Infelizmente, a pauta de discussão sobre a questão tributária no Brasil continua dominada pela ótica da arrecadação, por isso vemos que a preocupação atual de mudança legislativa, diz respeito unicamente a alteração da Lei de Execução Fiscal (LEF), que a meu ver só deveria ser alterada após serem realizadas todas as mudanças necessárias em nossa legislação atual. Assim foi uma constante na última década que toda mudança incorporada à legislação tributária, visava unicamente aumentar a arrecadação. Neste período, foi criado o CADIN e também foi praticamente fulminado o sigilo financeiro ao ser permitido à Fazenda o uso dos dados da CPMF para rastrear a movimentação bancária dos contribuintes, além de ter sido instituída a obrigação das operadoras de informar à Receita as movimentações dos titulares dos cartões de crédito.

Não me parece razoável, por exemplo, termos hoje de um lado, a possibilidade de penhora on-line contra o sujeito passivo como instrumento de cobrança célere da Fazenda e, de outro, que uma simples certidão negativa, requerida pelo contribuinte, leve meses para ser expedida e, muitas vezes, só ocorrendo por força de Mandado de Segurança.
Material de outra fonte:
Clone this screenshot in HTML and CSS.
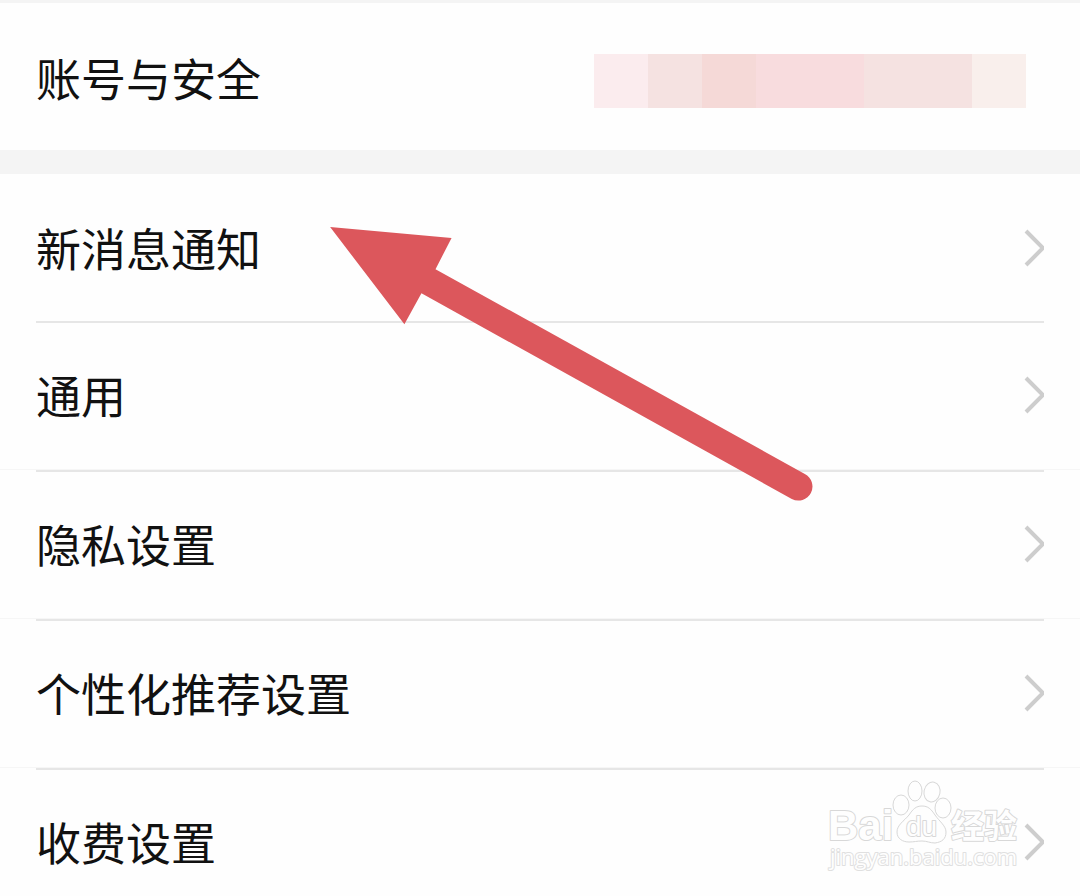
FILE: index.html
```html
<!DOCTYPE html>
<html lang="zh-CN">
<head>
<meta charset="utf-8">
<meta name="viewport" content="width=device-width, initial-scale=1">
<title>设置</title>
<link rel="stylesheet" href="styles.css">
</head>
<body>
<main class="settings">
  <section class="group">
    <a class="row row-account" href="#account">
      <span class="label">账号与安全</span>
      <span class="mosaic" aria-hidden="true">
        <span class="tile tile-blush"></span>
        <span class="tile tile-sand"></span>
        <span class="tile tile-peach"></span>
        <span class="tile tile-pink"></span>
        <span class="tile tile-pink"></span>
        <span class="tile tile-sand"></span>
        <span class="tile tile-sand"></span>
        <span class="tile tile-cream"></span>
      </span>
    </a>
  </section>
  <ul class="group list">
    <li class="item"><a class="row" href="#notice"><span class="label">新消息通知</span><svg class="chevron" viewBox="0 0 20 40" aria-hidden="true"><path d="M2 3 19 20 2 37"/></svg></a></li>
    <li class="item"><a class="row" href="#general"><span class="label">通用</span><svg class="chevron" viewBox="0 0 20 40" aria-hidden="true"><path d="M2 3 19 20 2 37"/></svg></a></li>
    <li class="item"><a class="row" href="#privacy"><span class="label">隐私设置</span><svg class="chevron" viewBox="0 0 20 40" aria-hidden="true"><path d="M2 3 19 20 2 37"/></svg></a></li>
    <li class="item"><a class="row" href="#recommend"><span class="label">个性化推荐设置</span><svg class="chevron" viewBox="0 0 20 40" aria-hidden="true"><path d="M2 3 19 20 2 37"/></svg></a></li>
    <li class="item"><a class="row" href="#billing"><span class="label">收费设置</span><svg class="chevron" viewBox="0 0 20 40" aria-hidden="true"><path d="M2 3 19 20 2 37"/></svg></a></li>
  </ul>
  <svg class="pointer" viewBox="0 0 482 276" aria-hidden="true">
    <path d="M0 0 121 11 105 42 473 246A14 14 0 0 1 460 271L91 66 74 97Z"/>
  </svg>
  <svg class="watermark" viewBox="0 0 204 100" role="img" aria-label="Baidu经验 jingyan.baidu.com">
    <text class="mark-bai" x="2" y="62">Bai</text>
    <g class="paw">
      <ellipse cx="75" cy="27" rx="8" ry="10"/>
      <ellipse cx="89" cy="13" rx="7" ry="10"/>
      <ellipse cx="106" cy="14" rx="8" ry="10" transform="rotate(12 106 14)"/>
      <ellipse cx="117" cy="30" rx="8" ry="10"/>
      <path d="M96 28C90 28 87 31 83 37 78 43 71 47 71 54 71 61 77 64 83 64 88 64 91 63 96 63 101 63 104 65 109 65 116 64 120 61 120 54 120 48 114 44 109 37 105 31 102 28 96 28Z"/>
    </g>
    <text class="mark-du" x="80" y="58">du</text>
    <text class="mark-cn" x="125" y="60">经验</text>
    <text class="mark-url" x="4" y="87">jingyan.baidu.com</text>
  </svg>
</main>
</body>
</html>
```
FILE: styles.css
```css
* { box-sizing: border-box; }

body {
  margin: 0;
  background: #fefefe;
  color: #111;
  font-family: "Noto Sans CJK SC", sans-serif;
}

.settings {
  position: relative;
  overflow: hidden;
  border-top: 3px solid #f4f4f4;
}

.group { margin: 0; padding: 0; }

.list {
  list-style: none;
  border-top: 24px solid #f4f4f4;
}

.row {
  display: flex;
  align-items: center;
  justify-content: space-between;
  margin: 0 36px;
  padding: 42px 0 41px;
  color: inherit;
  text-decoration: none;
}

.row-account { padding: 43px 0 40px; }

.label {
  font-size: 45px;
  line-height: 64px;
}

.item + .item .row {
  border-top: 2px solid #e6e6e6;
  padding-top: 40px;
}
.item + .item:not(:last-child) { border-bottom: 1px solid #f6f6f6; }
.item + .item:not(:last-child) .row { padding-bottom: 42px; }
.item:last-child .row { padding-bottom: 21px; }

.chevron {
  width: 20px;
  height: 40px;
  fill: none;
  stroke: #cdcdcd;
  stroke-width: 4;
}

.mosaic {
  display: flex;
  margin: 6px 18px 0 0;
}

.tile { width: 54px; height: 54px; }
.tile-blush { background: #fbecee; }
.tile-sand { background: #f5e2e1; }
.tile-peach { background: #f5d9d7; }
.tile-pink { background: #f8dcde; }
.tile-cream { background: #f9efec; }

.pointer {
  position: absolute;
  left: 330px;
  top: 224px;
  width: 484px;
  height: 277px;
  fill: #dc575c;
  pointer-events: none;
}

.watermark {
  position: absolute;
  right: 50px;
  bottom: 17px;
  width: 204px;
  height: 100px;
  fill: #fefefe;
  stroke: #d8d8d8;
  stroke-width: 1;
  pointer-events: none;
}

.watermark text {
  stroke-width: 2;
  stroke-linejoin: round;
  paint-order: stroke;
}

.mark-bai { font: bold 42px "Liberation Sans", sans-serif; }
.mark-du { font: 28px "Liberation Sans", sans-serif; }
.mark-cn { font: bold 33px "Noto Sans CJK SC", sans-serif; }
.mark-url { font: 22px "Open Sans", sans-serif; stroke: #e0e0e0; }
```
Por tudo isso, alguns autores consideram que adentramos ao “Estado Fiscal” no Brasil e nada adianta a cada dois ou três anos abrir um “Refis”, pois não há margem para recuperação de uma empresa em dificuldades com a carga tributária e as obrigações que tem de suportar.

Não há dúvida que esse quadro prejudica o desenvolvimento do país e muito. Basta ver as altas taxas de informalidade em nossa economia. Tivéssemos um sistema tributário equilibrado e estável, e nosso país certamente estaria atravessando um “ciclo virtuoso” de crescimento sustentável, em taxas similares a média dos países emergentes, atraindo investimentos externos e principalmente estimulando a iniciativa privada interna, que surpreendentemente sobrevive e ainda cresce, apesar de submetida ao que Alfredo Augusto Becker chamou de “manicômio fiscal” brasileiro. A reforma tributária hoje, não pode mais continuar sendo um tema para palestras e colunistas. Deve ser encarada como um imperativo da agenda nacional e não somente pelos empresários.